Capacity v. Competency and Why it Matters
Evaluating medical decision-making capacity can be challenging when treating patients who exhibit cognitive deficits. Understanding the physician’s role in assessing capacity versus the judicial determination of incompetence can make a significant difference in how these situations should be approached.
In healthcare, medical decision-making capacity refers to “an individual’s ability to understand the significant benefits, risks, and alternatives to proposed health care and make and communicate a healthcare decision” (Uniform Health Care Decisions Act of 1993). Medical decision-making capacity is specific to the proposed medical intervention, and it can change over time. Incompetence is a legal term that refers to an enduring general inability to make valid decisions. This is established by a judge or magistrate, and it is reserved for individuals who are presumed to be permanently and markedly impaired. Ultimately, physicians make decisions about a patient’s medical decision-making capacity; courts determine incompetence. Because capacity and competency are not interchangeable, physicians should be sure to use correct terminology when documenting in patients’ medical records.
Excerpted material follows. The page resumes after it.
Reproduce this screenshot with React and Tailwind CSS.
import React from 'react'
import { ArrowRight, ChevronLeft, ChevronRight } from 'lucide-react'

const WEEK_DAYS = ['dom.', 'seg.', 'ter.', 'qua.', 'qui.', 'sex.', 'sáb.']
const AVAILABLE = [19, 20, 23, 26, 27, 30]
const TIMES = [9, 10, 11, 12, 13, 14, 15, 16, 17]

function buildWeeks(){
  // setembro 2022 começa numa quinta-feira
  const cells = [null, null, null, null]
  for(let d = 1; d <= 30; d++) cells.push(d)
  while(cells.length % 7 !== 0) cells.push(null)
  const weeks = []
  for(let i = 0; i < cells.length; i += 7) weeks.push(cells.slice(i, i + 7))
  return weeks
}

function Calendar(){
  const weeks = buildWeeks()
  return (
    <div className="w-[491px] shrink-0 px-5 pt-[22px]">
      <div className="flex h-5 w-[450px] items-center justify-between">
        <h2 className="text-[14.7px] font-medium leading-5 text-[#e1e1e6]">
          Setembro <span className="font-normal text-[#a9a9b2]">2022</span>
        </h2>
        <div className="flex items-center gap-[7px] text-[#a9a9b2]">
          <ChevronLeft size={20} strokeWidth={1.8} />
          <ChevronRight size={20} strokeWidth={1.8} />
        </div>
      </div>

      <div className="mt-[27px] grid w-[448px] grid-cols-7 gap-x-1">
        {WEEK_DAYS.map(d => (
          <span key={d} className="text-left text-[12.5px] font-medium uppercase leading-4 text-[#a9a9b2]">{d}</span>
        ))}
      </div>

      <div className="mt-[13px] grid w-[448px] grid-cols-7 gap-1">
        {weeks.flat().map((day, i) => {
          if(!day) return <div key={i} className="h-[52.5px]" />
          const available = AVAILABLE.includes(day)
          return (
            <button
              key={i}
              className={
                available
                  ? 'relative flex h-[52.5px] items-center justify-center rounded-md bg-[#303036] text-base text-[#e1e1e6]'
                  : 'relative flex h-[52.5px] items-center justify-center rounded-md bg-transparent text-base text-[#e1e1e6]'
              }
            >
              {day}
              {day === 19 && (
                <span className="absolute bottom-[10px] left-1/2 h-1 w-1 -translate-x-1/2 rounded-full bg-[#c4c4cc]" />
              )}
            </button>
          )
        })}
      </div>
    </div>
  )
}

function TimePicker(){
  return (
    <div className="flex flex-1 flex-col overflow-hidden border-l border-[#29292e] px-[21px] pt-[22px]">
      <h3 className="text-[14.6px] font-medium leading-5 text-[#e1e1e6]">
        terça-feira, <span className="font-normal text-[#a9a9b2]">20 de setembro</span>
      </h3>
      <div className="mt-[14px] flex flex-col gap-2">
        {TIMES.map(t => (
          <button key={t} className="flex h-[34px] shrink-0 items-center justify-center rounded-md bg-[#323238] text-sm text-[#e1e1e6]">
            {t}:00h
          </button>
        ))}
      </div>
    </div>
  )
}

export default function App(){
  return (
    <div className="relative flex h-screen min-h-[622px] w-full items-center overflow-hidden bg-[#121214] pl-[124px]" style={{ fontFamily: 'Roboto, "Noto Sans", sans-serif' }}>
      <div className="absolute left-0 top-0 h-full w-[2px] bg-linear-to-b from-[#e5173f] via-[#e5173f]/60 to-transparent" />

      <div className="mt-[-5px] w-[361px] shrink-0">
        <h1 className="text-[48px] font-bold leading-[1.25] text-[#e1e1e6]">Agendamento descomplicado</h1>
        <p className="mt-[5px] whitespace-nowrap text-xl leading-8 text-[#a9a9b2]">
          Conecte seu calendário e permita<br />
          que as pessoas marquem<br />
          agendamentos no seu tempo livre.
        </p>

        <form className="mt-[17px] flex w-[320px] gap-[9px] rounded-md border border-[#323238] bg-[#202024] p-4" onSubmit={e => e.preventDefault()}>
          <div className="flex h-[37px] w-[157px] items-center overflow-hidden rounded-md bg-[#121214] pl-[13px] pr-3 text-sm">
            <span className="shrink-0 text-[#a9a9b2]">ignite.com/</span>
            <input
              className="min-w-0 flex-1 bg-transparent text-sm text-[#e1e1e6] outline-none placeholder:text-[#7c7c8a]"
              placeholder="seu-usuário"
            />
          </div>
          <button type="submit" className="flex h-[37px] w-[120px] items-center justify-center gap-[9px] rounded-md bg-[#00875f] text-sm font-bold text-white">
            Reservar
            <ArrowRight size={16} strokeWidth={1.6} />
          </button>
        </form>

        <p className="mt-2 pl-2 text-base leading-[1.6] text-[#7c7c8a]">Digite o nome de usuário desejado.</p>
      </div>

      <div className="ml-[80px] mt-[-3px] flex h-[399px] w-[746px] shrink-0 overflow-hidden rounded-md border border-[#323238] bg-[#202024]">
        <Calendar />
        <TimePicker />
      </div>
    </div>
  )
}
In 2004 a study completed by Kings College in London estimated the prevalence of mental incapacity in medical inpatients to be nearly 40%, yet only 24% of the patients were identified as lacking capacity by the medical care team (Raymont, et al.). This is not only concerning in that it is under–recognized, but it puts into question the validity of informed consent. Elements of decision-making capacity include the ability to communicate a choice, the ability to understand and appreciate relevant information regarding risks, benefits and alternatives, and the ability to interpret and manipulate information rationally and logically in a coherent manner. If the patient cannot meet these elements of capacity, then the patient should be evaluated to determine if restoration of capacity is possible.
Generally speaking, medical providers are concerned more with a patient’s medical decision-making capacity and they are not typically involved with determining an individual’s financial capacity, driving capacity, testamentary capacity, or ability to consent to a sexual relationship. It is also important to note that a patient can lack capacity in one area but still have capacity in another. For example, a patient may be able to identify a loved one that they trust to serve as their agent, but not have the capacity to consent to a complex medical procedure. A determination of medical decision-making capacity is often best made by the primary physician caring for the patient, who is knowledgeable about the patient’s status and the proposed intervention. This does not generally require a psychiatric diagnosis or consultation, unless there is concern that a psychiatric diagnosis is specifically resulting in incapacity. In challenging or unclear cases, input from psychiatry or social work can be helpful to the physician to assist them in determining decision-making capacity. For urgent decisions, or if capacity cannot or is unlikely to be restored, a surrogate decision-maker should be utilized.
In the case where a patient lacks medical decision-making capacity and no advanced health care directive exists, state statute determines the order of priority of surrogates who can make health care decisions for incapacitated adults. Even if patients lack medical decision-making capacity and consent is sought from someone else, you should still include and discuss medical decisions with them. It also important to consider mandatory reporting requirements regarding vulnerable adults. Involving other treatment team members, such as social workers, care coordinators, case managers, and therapy services is vital to a patient’s successful medical care.
Two common myths are that, if a patient refuses medical care or makes a decision against medical advice, they must lack capacity; or to the contrary, if a patient agrees with a care plan, they must have capacity. Patients have the right to make decisions that providers don’t agree with or that are believed to be poor decisions, so long as the patient demonstrates the elements of decision-making capacity. MIEC encourages providers to maintain a high level of suspicion when a patient’s capacity causes them to pause. Taking the time to evaluate a patient’s decision-making capacity not only protects you, but it protects the patient as well.